-- Begin Provided material --

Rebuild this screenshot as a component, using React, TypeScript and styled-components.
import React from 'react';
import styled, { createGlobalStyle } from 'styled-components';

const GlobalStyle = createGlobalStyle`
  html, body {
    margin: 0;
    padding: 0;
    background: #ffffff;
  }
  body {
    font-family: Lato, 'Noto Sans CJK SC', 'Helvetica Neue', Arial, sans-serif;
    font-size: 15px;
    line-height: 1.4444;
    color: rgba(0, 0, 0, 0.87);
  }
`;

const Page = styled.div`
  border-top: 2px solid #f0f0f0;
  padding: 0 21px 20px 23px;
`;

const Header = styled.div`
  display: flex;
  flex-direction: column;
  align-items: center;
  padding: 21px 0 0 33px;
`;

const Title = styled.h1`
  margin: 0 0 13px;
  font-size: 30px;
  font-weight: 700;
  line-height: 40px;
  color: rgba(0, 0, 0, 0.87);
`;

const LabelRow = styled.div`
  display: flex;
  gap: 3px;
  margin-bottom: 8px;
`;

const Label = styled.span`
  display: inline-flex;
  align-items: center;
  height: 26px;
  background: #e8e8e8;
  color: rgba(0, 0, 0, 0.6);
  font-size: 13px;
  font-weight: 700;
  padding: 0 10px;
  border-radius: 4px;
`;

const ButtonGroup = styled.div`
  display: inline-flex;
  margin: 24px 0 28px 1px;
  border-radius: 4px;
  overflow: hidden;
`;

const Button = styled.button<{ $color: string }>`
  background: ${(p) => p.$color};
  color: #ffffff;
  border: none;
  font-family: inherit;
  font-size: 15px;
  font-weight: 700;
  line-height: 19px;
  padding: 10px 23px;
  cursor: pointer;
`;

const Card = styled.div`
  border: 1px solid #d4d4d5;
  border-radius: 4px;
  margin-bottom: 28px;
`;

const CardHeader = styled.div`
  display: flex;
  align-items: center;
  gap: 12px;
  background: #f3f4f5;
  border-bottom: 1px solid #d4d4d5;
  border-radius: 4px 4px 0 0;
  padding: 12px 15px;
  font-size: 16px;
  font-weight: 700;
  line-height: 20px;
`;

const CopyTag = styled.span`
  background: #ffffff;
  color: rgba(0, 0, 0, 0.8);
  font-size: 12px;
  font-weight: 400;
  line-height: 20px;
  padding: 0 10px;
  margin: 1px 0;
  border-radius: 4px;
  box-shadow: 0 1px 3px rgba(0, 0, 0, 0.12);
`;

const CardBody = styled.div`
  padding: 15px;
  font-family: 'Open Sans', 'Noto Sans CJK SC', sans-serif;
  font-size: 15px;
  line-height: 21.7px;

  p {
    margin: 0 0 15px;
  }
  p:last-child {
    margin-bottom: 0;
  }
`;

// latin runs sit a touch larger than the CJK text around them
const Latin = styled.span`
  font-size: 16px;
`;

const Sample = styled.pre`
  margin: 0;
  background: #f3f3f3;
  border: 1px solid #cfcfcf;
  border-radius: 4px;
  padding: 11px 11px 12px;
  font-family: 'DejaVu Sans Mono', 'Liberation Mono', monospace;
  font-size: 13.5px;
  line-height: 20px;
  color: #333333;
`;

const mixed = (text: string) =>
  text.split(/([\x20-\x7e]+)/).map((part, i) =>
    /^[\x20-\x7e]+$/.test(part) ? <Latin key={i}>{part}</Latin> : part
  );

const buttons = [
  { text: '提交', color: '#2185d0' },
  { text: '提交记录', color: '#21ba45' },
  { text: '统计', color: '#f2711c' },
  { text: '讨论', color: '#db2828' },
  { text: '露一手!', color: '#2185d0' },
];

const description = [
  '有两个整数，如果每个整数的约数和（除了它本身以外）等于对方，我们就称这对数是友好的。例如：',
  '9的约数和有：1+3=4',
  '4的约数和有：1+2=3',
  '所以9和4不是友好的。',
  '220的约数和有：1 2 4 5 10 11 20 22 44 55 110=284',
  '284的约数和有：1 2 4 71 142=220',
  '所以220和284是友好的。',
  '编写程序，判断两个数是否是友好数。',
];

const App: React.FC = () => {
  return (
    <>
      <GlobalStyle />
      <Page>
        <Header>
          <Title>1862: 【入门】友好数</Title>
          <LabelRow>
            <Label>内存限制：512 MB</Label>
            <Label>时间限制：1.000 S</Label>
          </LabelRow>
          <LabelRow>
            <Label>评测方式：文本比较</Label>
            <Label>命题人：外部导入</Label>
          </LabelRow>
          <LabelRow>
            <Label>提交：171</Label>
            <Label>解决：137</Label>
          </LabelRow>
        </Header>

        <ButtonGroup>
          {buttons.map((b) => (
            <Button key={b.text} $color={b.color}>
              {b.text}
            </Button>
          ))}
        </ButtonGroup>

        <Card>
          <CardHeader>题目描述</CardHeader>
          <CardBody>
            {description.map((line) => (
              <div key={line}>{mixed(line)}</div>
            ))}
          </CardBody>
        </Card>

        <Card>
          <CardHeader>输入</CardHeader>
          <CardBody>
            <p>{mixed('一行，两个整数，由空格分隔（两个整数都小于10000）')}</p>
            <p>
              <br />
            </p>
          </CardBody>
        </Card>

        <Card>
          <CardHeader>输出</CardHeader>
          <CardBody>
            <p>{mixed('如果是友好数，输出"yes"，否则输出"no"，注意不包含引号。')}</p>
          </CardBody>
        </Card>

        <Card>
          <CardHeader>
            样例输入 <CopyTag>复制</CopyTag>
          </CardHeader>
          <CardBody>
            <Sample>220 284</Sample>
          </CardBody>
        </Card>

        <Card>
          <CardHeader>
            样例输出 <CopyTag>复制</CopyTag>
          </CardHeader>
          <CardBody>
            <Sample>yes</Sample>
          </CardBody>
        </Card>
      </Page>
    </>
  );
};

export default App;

-- End Provided material --
-- Begin Provided material --

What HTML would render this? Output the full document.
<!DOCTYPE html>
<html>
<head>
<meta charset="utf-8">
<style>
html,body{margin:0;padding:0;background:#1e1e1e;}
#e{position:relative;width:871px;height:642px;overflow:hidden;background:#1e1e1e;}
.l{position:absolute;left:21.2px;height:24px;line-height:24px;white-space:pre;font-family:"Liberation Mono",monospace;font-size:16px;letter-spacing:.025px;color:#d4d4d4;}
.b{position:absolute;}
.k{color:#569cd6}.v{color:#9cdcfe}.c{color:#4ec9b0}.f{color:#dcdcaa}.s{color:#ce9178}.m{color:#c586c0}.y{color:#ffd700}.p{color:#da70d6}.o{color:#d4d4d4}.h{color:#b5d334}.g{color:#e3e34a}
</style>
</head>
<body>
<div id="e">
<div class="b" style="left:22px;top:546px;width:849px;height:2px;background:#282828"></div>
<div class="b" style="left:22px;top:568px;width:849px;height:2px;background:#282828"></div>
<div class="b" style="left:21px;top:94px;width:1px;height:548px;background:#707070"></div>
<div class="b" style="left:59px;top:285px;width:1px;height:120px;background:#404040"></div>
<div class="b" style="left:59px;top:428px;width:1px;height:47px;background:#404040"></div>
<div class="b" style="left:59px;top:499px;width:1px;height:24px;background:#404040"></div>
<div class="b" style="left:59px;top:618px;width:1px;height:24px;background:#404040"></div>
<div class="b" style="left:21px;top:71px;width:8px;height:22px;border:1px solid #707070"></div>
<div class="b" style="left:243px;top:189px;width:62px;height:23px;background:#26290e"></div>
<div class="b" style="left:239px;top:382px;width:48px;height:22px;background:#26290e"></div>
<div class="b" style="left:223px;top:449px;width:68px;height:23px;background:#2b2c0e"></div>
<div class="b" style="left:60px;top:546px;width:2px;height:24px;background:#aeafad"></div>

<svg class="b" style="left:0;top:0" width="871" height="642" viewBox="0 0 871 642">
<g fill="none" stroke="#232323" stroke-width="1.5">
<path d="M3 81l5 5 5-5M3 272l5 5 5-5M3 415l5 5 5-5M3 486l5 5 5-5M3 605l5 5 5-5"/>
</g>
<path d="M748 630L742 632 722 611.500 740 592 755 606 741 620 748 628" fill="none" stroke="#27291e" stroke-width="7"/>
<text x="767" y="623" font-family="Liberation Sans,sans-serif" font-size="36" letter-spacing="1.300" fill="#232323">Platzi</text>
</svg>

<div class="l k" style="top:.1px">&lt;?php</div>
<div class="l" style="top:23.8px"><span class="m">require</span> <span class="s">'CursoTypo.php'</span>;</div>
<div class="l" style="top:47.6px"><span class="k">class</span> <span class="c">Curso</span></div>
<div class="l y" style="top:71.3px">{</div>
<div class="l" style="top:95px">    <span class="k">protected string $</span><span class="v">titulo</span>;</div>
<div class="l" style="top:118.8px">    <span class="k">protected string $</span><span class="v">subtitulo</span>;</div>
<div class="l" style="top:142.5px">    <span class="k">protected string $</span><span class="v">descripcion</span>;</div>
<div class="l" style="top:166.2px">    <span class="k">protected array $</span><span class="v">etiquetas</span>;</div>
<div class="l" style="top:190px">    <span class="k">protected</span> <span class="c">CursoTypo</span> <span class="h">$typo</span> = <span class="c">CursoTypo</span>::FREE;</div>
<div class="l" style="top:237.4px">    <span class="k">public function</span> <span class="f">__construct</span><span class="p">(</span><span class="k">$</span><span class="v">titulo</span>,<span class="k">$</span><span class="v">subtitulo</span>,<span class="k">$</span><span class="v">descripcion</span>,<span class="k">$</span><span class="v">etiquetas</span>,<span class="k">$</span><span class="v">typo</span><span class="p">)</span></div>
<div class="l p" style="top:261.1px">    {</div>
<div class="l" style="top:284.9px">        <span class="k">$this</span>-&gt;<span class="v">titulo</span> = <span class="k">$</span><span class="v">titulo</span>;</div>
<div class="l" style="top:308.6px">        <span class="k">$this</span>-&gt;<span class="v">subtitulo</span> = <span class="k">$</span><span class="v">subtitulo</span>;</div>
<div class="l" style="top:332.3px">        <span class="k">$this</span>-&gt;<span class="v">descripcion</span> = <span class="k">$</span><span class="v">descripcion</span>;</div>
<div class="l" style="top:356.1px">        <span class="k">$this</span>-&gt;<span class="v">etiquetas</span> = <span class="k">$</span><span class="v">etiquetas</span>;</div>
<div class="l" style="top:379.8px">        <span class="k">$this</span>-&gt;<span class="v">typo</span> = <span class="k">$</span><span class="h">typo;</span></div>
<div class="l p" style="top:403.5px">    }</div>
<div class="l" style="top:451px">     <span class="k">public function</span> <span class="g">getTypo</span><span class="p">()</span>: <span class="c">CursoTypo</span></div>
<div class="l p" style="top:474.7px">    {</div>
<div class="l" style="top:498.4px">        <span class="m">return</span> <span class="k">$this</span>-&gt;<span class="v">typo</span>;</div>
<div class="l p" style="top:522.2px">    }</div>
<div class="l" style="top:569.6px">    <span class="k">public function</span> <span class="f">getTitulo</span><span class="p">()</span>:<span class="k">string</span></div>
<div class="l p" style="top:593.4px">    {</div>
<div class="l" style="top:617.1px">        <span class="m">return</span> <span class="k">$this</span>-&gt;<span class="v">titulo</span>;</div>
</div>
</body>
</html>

-- End Provided material --

> _Set exercise_
Take each line of the material that contains the word "components" and list it.

> _Answer_
Rebuild this screenshot as a component, using React, TypeScript and styled-components.
import styled, { createGlobalStyle } from 'styled-components';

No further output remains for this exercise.